I read a lot, and in the fall of 2003 I journeyed to Hannibal, Missouri, to learn something about the world of the young Samuel Clemens and the fictional Jim. Mark Twain based his characters on people who impressed him in childhood, and Jim is no exception. A favorite storyteller on his uncle’s farm is said to be the model for Jim’s character, but the real-life model of the adolescent boy aiding a runaway slave is Bence Blankenship, the older brother of Tom Blankenship, a childhood friend of Samuel Clemens who was the inspiration for the character of Huck. Bence befriended and fed an escaped slave named Nerium Todd who was hiding on Sny Island in the Mississippi not far from Hannibal. The relationship lasted for weeks. Later, when on a fishing expedition to Sny Island, the boys stopped to play in Bird Slough and came upon the mutilated corpse of Nerium Todd in the mire. He had been hunted down and chased into the swamp by woodcutters. I think Huckleberry Finn is Twain’s fantasy about what might have been in a world more humane than the one he grew up in.
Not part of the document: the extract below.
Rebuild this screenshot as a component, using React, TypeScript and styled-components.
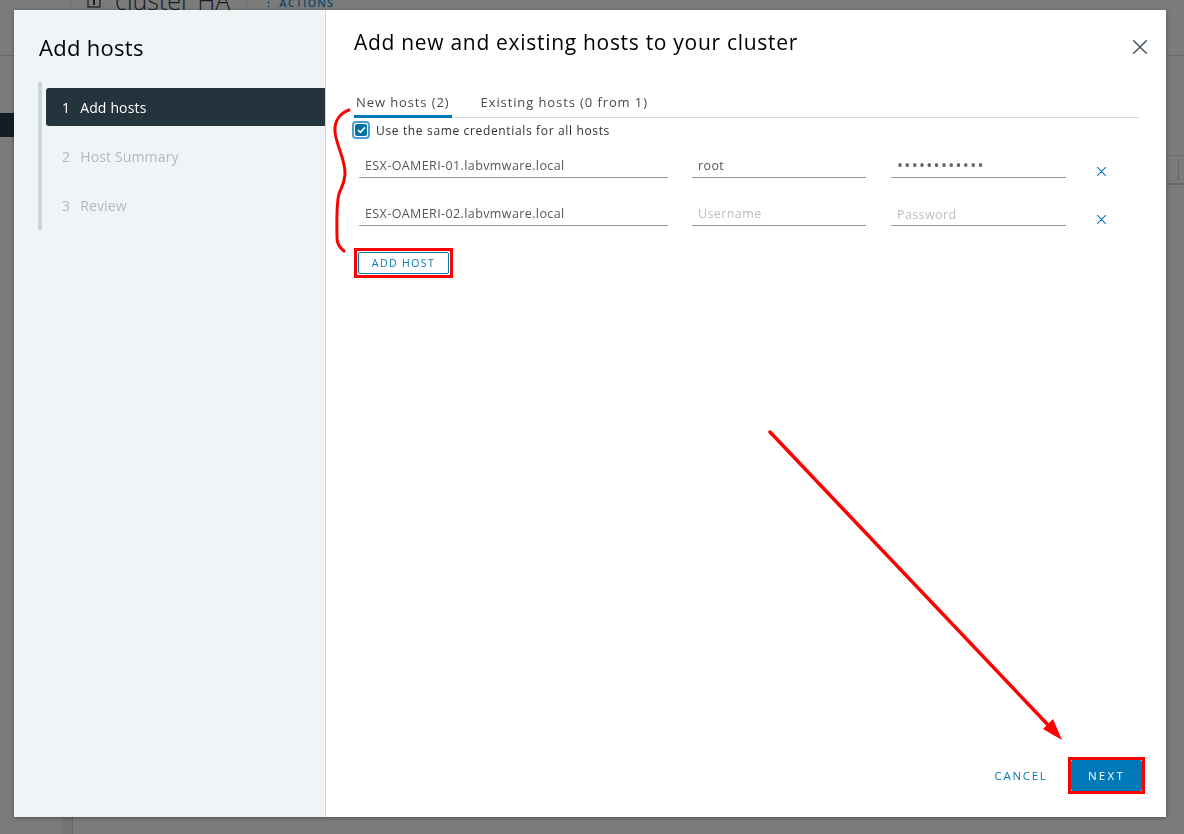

7. What do you hope readers will get out of My Jim?

My Jim is an effort to marry recent scholarship about the lives of individual slaves with a popular American myth that speaks to the core of human relationships. It is a book that I hope will shed light on the amazing ability of some individuals to continue to love and honor themselves in the face of profound dishonor and continual danger. This story repeats itself countless times every day all over the world. I took inspiration from newspaper stories and war photography as well as from Viktor Frankl’s Man’s Search for Meaning, in which he recounts his experiences in a concentration camp. The miracle is that anyone at all can make it through horrific experiences of war and slavery and genocide with the ability to love. I am a great believer in love. I don’t see how we can transcend our cruelest history without it.